WRITTEN PROBLEM - Scan the material below for the string "components", and copy every line where it shows up.
##### DATA SHOWN
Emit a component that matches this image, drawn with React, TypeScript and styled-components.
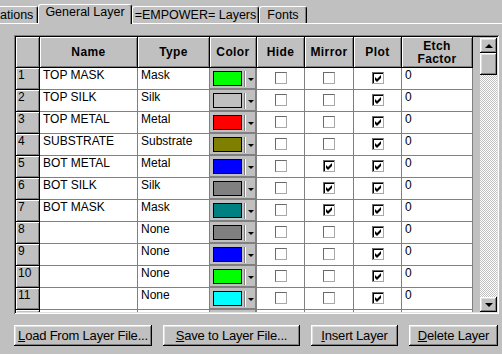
import React from "react";
import styled, { createGlobalStyle, css } from "styled-components";

const GlobalStyle = createGlobalStyle`
  html, body { margin: 0; padding: 0; background: #c0c0c0; }
  body { font-family: "Liberation Sans", Arial, sans-serif; }
  #root { width: 502px; height: 354px; overflow: hidden; }
`;

const raised = css`
  box-shadow: inset -1px -1px #000, inset 1px 1px #fff, inset -2px -2px #808080,
    inset 2px 2px #dfdfdf;
`;

const Window = styled.div`
  width: 502px;
  height: 354px;
  box-sizing: border-box;
  padding-top: 4px;
  background: #c0c0c0;
  display: flex;
  flex-direction: column;
  overflow: hidden;
  color: #000;
  font-size: 12px;
`;

const TabStrip = styled.div`
  display: flex;
  align-items: flex-end;
  height: 19px;
  position: relative;
  z-index: 2;
`;

const Tab = styled.div<{ $active?: boolean; $w: number; $cut?: boolean }>`
  box-sizing: border-box;
  flex: none;
  width: ${(p) => p.$w}px;
  height: ${(p) => (p.$active ? 20 : 17)}px;
  margin-bottom: ${(p) => (p.$active ? -1 : 0)}px;
  background: #c0c0c0;
  border-top: 1px solid #fff;
  border-left: ${(p) => (p.$cut ? "none" : "1px solid #fff")};
  border-right: 1px solid #000;
  box-shadow: inset -1px 0 #808080;
  border-radius: ${(p) => (p.$cut ? "0 2px 0 0" : "3px 3px 0 0")};
  font-size: 12.5px;
  line-height: 14px;
  padding-top: ${(p) => (p.$active ? 0 : 1)}px;
  text-align: ${(p) => (p.$cut ? "left" : "center")};
  white-space: nowrap;
  overflow: hidden;
`;

const Panel = styled.div`
  flex: 1;
  border-top: 1px solid #fff;
  display: flex;
  flex-direction: column;
  padding: 11px 0 0 14px;
  gap: 11px;
`;

const GridFrame = styled.div`
  box-sizing: border-box;
  width: 485px;
  height: 279px;
  padding: 2px;
  display: flex;
  background: #c0c0c0;
  box-shadow: inset 1px 1px #808080, inset -1px -1px #fff, inset 2px 2px #000,
    inset -2px -2px #dfdfdf;
`;

const Table = styled.div`
  width: 457px;
  height: 275px;
  overflow: hidden;
  display: grid;
  grid-template-columns: 24px 98px 72px 47px 48px 49px 48px 71px;
  grid-template-rows: 31px;
  grid-auto-rows: 22px;
  align-content: start;
`;

const HeadCell = styled.div`
  box-sizing: border-box;
  background: #c0c0c0;
  border-right: 1px solid #000;
  border-bottom: 1px solid #000;
  box-shadow: inset 1px 1px #fff, inset -1px -1px #808080;
  display: flex;
  align-items: center;
  justify-content: center;
  text-align: center;
  font-weight: bold;
  font-size: 12px;
  letter-spacing: 0.4px;
  line-height: 13px;
  padding-top: 1px;
`;

const RowHead = styled.div`
  box-sizing: border-box;
  background: #c0c0c0;
  border-right: 1px solid #000;
  border-bottom: 1px solid #000;
  box-shadow: inset 1px 1px #fff, inset -1px -1px #808080;
  padding-left: 2px;
  line-height: 14px;
`;

const Cell = styled.div`
  box-sizing: border-box;
  background: #fff;
  border-right: 1px solid #808080;
  border-bottom: 1px solid #808080;
  padding-left: 3px;
  line-height: 14px;
  white-space: nowrap;
  overflow: hidden;
`;

const CheckCell = styled.div`
  box-sizing: border-box;
  background: #fff;
  border-right: 1px solid #808080;
  border-bottom: 1px solid #808080;
  display: flex;
  justify-content: center;
  align-items: flex-start;
  padding-top: 4px;
`;

const Box = styled.span<{ $on: boolean }>`
  box-sizing: border-box;
  width: 12px;
  height: 12px;
  background: #fff;
  display: flex;
  align-items: center;
  justify-content: center;
  border-top: 1px solid #6a6a6a;
  border-left: 1px solid #6a6a6a;
  border-right: 1px solid #a8a8a8;
  border-bottom: 1px solid #a8a8a8;
  ${(p) =>
    p.$on &&
    css`
      box-shadow: inset 1px 1px #000;
      padding: 1px 0 0 1px;
    `}
`;

const ColorCell = styled.div`
  box-sizing: border-box;
  background: #c0c0c0;
  border-right: 1px solid #808080;
  border-bottom: 1px solid #808080;
  box-shadow: inset -1px -1px #808080;
  display: flex;
  align-items: flex-start;
  padding: 3px 0 0 3px;
`;

const Swatch = styled.span<{ $c: string }>`
  box-sizing: border-box;
  width: 29px;
  height: 15px;
  border: 1px solid #000;
  background: ${(p) => p.$c};
`;

const Divider = styled.span`
  width: 1px;
  height: 16px;
  margin-left: 3px;
  background: #fff;
  box-shadow: -1px 0 #808080;
`;

const Arrow = styled.span`
  margin: 7px 0 0 2px;
  width: 0;
  height: 0;
  border-left: 3px solid transparent;
  border-right: 3px solid transparent;
  border-top: 3px solid #000;
`;

const ScrollBar = styled.div`
  width: 17px;
  margin-left: auto;
  display: flex;
  flex-direction: column;
  padding-top: 1px;
`;

const ScrollBtn = styled.div`
  height: 15px;
  flex: none;
  background: #c0c0c0;
  ${raised};
  display: flex;
  align-items: center;
  justify-content: center;
`;

const ScrollArrow = styled.span<{ $up?: boolean }>`
  width: 0;
  height: 0;
  border-left: 4px solid transparent;
  border-right: 4px solid transparent;
  ${(p) =>
    p.$up ? "border-bottom: 4px solid #000;" : "border-top: 4px solid #000;"}
`;

const Thumb = styled.div`
  height: 22px;
  flex: none;
  background: #c0c0c0;
  ${raised};
`;

const Track = styled.div`
  flex: 1;
  background: repeating-conic-gradient(#c0c0c0 0% 25%, #fff 0% 50%) 0 0 / 2px
    2px;
`;

const ButtonRow = styled.div`
  display: flex;
  gap: 11px;
`;

const Button = styled.button<{ $w: number }>`
  width: ${(p) => p.$w}px;
  height: 21px;
  padding: 0;
  border: none;
  background: #c0c0c0;
  ${raised};
  font-family: "Liberation Sans", Arial, sans-serif;
  font-size: 13px;
  letter-spacing: -0.2px;
  color: #000;
  white-space: nowrap;
`;

const Key = styled.span`
  text-decoration: underline;
`;

type Row = {
  name: string;
  type: string;
  color: string;
  hide: boolean;
  mirror: boolean;
  plot: boolean;
};

const rows: Row[] = [
  { name: "TOP MASK", type: "Mask", color: "#00ff00", hide: false, mirror: false, plot: true },
  { name: "TOP SILK", type: "Silk", color: "#c0c0c0", hide: false, mirror: false, plot: true },
  { name: "TOP METAL", type: "Metal", color: "#ff0000", hide: false, mirror: false, plot: true },
  { name: "SUBSTRATE", type: "Substrate", color: "#808000", hide: false, mirror: false, plot: true },
  { name: "BOT METAL", type: "Metal", color: "#0000ff", hide: false, mirror: true, plot: true },
  { name: "BOT SILK", type: "Silk", color: "#808080", hide: false, mirror: true, plot: true },
  { name: "BOT MASK", type: "Mask", color: "#008080", hide: false, mirror: true, plot: true },
  { name: "", type: "None", color: "#808080", hide: false, mirror: false, plot: true },
  { name: "", type: "None", color: "#0000ff", hide: false, mirror: false, plot: true },
  { name: "", type: "None", color: "#00ff00", hide: false, mirror: false, plot: true },
  { name: "", type: "None", color: "#00ffff", hide: false, mirror: false, plot: true },
  { name: "", type: "None", color: "#ff00ff", hide: false, mirror: false, plot: true },
];

const Check = ({ on }: { on: boolean }) => (
  <Box $on={on}>
    {on && (
      <svg width="7" height="7" viewBox="0 0 7 7">
        <polygon points="0,2 2,4 6,0 6,3 2,7 0,5" fill="#000" />
      </svg>
    )}
  </Box>
);

export default function App() {
  return (
    <>
      <GlobalStyle />
      <Window>
        <TabStrip>
          <Tab $w={38} $cut>
            ations
          </Tab>
          <Tab $w={94} $active>
            General Layer
          </Tab>
          <Tab $w={127}>=EMPOWER= Layers</Tab>
          <Tab $w={48}>Fonts</Tab>
        </TabStrip>
        <Panel>
          <GridFrame>
            <Table>
              <HeadCell />
              <HeadCell>Name</HeadCell>
              <HeadCell>Type</HeadCell>
              <HeadCell>Color</HeadCell>
              <HeadCell>Hide</HeadCell>
              <HeadCell>Mirror</HeadCell>
              <HeadCell>Plot</HeadCell>
              <HeadCell>
                Etch
                <br />
                Factor
              </HeadCell>
              {rows.map((r, i) => (
                <React.Fragment key={i}>
                  <RowHead>{i + 1}</RowHead>
                  <Cell>{r.name}</Cell>
                  <Cell>{r.type}</Cell>
                  <ColorCell>
                    <Swatch $c={r.color} />
                    <Divider />
                    <Arrow />
                  </ColorCell>
                  <CheckCell>
                    <Check on={r.hide} />
                  </CheckCell>
                  <CheckCell>
                    <Check on={r.mirror} />
                  </CheckCell>
                  <CheckCell>
                    <Check on={r.plot} />
                  </CheckCell>
                  <Cell>0</Cell>
                </React.Fragment>
              ))}
            </Table>
            <ScrollBar>
              <ScrollBtn>
                <ScrollArrow $up />
              </ScrollBtn>
              <Thumb />
              <Track />
              <ScrollBtn>
                <ScrollArrow />
              </ScrollBtn>
            </ScrollBar>
          </GridFrame>
          <ButtonRow>
            <Button $w={138}>
              <Key>L</Key>oad From Layer File...
            </Button>
            <Button $w={137}>
              <Key>S</Key>ave to Layer File...
            </Button>
            <Button $w={87}>
              <Key>I</Key>nsert Layer
            </Button>
            <Button $w={89}>
              <Key>D</Key>elete Layer
            </Button>
          </ButtonRow>
        </Panel>
      </Window>
    </>
  );
}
##########
COMPLETED EXERCISE -
Emit a component that matches this image, drawn with React, TypeScript and styled-components.
import styled, { createGlobalStyle, css } from "styled-components";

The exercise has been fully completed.